Reply with the count of lines holding "this", nothing more.

▼

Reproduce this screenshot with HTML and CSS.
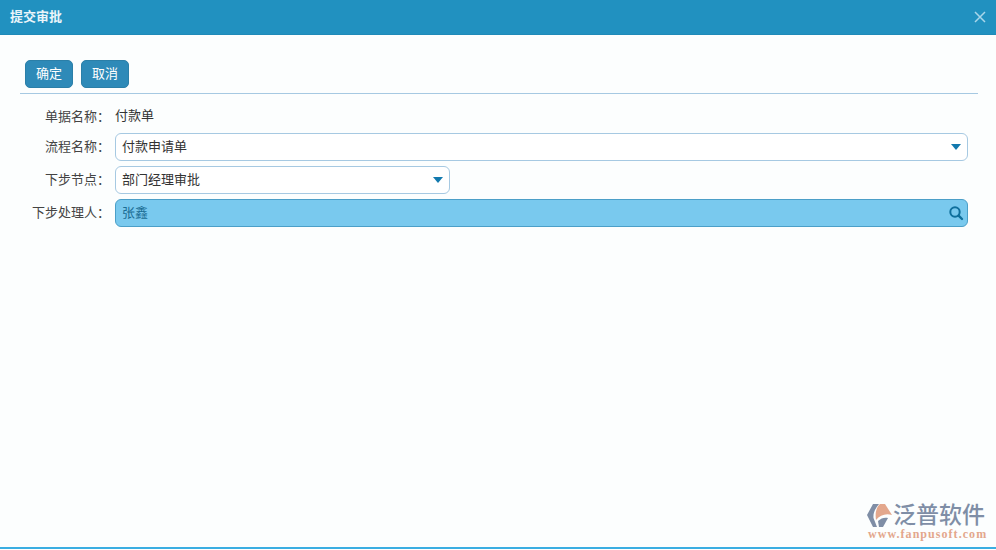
FILE: index.html
```html
<!DOCTYPE html>
<html lang="zh-CN">
<head>
  <meta charset="UTF-8" />
  <title>提交审批</title>
  <link rel="stylesheet" href="styles.css">
</head>
<body>
  <div class="dialog">
    <header class="titlebar">
      <span class="title">提交审批</span>
      <svg class="close" width="12" height="12" viewBox="0 0 12 12"><path d="M1 1 L11 11 M11 1 L1 11" stroke="#a9d6ea" stroke-width="1.5" fill="none"/></svg>
    </header>

    <div class="content">
      <div class="toolbar">
        <button class="btn">确定</button>
        <button class="btn">取消</button>
      </div>

      <div class="form">
        <div class="row row-text">
          <label>单据名称：</label>
          <span class="value">付款单</span>
        </div>
        <div class="row">
          <label>流程名称：</label>
          <div class="field">付款申请单<i class="arrow"></i></div>
        </div>
        <div class="row">
          <label>下步节点：</label>
          <div class="field field-short">部门经理审批<i class="arrow"></i></div>
        </div>
        <div class="row">
          <label>下步处理人：</label>
          <div class="field field-lookup">张鑫
            <svg class="search" width="16" height="16" viewBox="0 0 16 16"><circle cx="7" cy="7" r="4.7" stroke="#0f6f9c" stroke-width="2" fill="none"/><path d="M10.6 10.6 L14 14" stroke="#0f6f9c" stroke-width="2.4" stroke-linecap="round"/></svg>
          </div>
        </div>
      </div>
    </div>

    <div class="logo">
      <div class="logo-top">
        <svg width="27" height="25" viewBox="0 0 27 25">
          <path d="M7 1 H13 C9 6 7 10 7.5 15 L11 24 H7 L1 12 Z" fill="#7f8ea6"/>
          <path d="M14 1 H19 L26 12 C20 10 14 12 10 17 C9 10 10 5 14 1 Z" fill="#e3a78c"/>
          <path d="M12 18 C15 15 19 14 22 15 L17 24 H13 Z" fill="#7f8ea6"/>
        </svg>
        <span class="logo-name">泛普软件</span>
      </div>
      <div class="logo-url">www.fanpusoft.com</div>
    </div>
  </div>
</body>
</html>
```

FILE: styles.css
```css
html, body {
  margin: 0;
  height: 100%;
}
body {
  font-family: "Liberation Sans", "Noto Sans CJK SC", sans-serif;
  font-size: 13px;
  color: #333;
  background: #fff;
}
.dialog {
  position: relative;
  height: 549px;
  box-sizing: border-box;
  background: #fcfefe;
  border-bottom: 2px solid #3aaee2;
  overflow: hidden;
}
.titlebar {
  display: flex;
  align-items: center;
  justify-content: space-between;
  height: 35px;
  box-sizing: border-box;
  padding: 0 10px;
  background: #2191c0;
  border-bottom: 1px solid #1f8ab8;
}
.title {
  color: #eaf5fa;
  font-weight: bold;
  font-size: 13px;
  padding-bottom: 4px;
}
.content {
  padding: 25px 18px 0 20px;
}
.toolbar {
  display: flex;
  gap: 8px;
  padding: 0 0 5px 5px;
  border-bottom: 1px solid #a6c9e2;
}
.btn {
  width: 48px;
  height: 28px;
  padding: 0 0 4px;
  background: #2e8ab8;
  border: 1px solid #2b7fa8;
  border-radius: 5px;
  color: #fff;
  font: inherit;
}
.form {
  display: flex;
  flex-direction: column;
  gap: 5px;
  padding: 6px 10px 0 0;
}
.row {
  display: flex;
  align-items: center;
}
.row-text {
  height: 28px;
}
.row label {
  width: 90px;
  margin-right: 5px;
  padding-bottom: 4px;
  text-align: right;
  color: #444;
  white-space: nowrap;
}
.row-text label {
  padding: 2px 0 0;
}
.value {
  color: #333;
}
.field {
  position: relative;
  flex: 1;
  height: 28px;
  line-height: 26px;
  box-sizing: border-box;
  padding-left: 6px;
  background: #fff;
  border: 1px solid #a6c9e2;
  border-radius: 6px;
  color: #333;
}
.field-short {
  flex: none;
  width: 335px;
}
.field-lookup {
  background: #79c9ee;
  border-color: #4b9fc8;
  color: #1b6d94;
}
.arrow {
  position: absolute;
  right: 6px;
  top: 10px;
  width: 0;
  height: 0;
  border-left: 5px solid transparent;
  border-right: 5px solid transparent;
  border-top: 6px solid #1279ae;
}
.search {
  position: absolute;
  right: 3px;
  top: 5px;
}
.logo {
  position: absolute;
  right: 10px;
  bottom: 7px;
  width: 120px;
}
.logo-top {
  display: flex;
  align-items: center;
}
.logo-name {
  font-size: 23px;
  line-height: 26px;
  color: #7f8ea6;
  font-weight: 500;
  white-space: nowrap;
}
.logo-url {
  margin-left: 2px;
  font-family: "Liberation Serif", serif;
  font-size: 12px;
  font-weight: bold;
  letter-spacing: 1.05px;
  color: #e3a78c;
  line-height: 12px;
  white-space: nowrap;
}
```
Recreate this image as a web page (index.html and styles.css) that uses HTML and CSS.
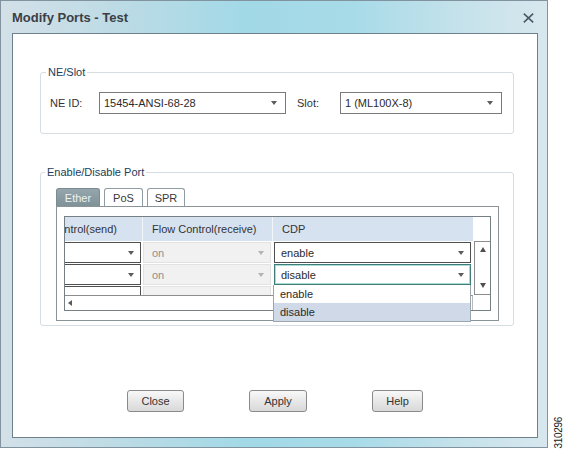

▲

Response to the exercise »
2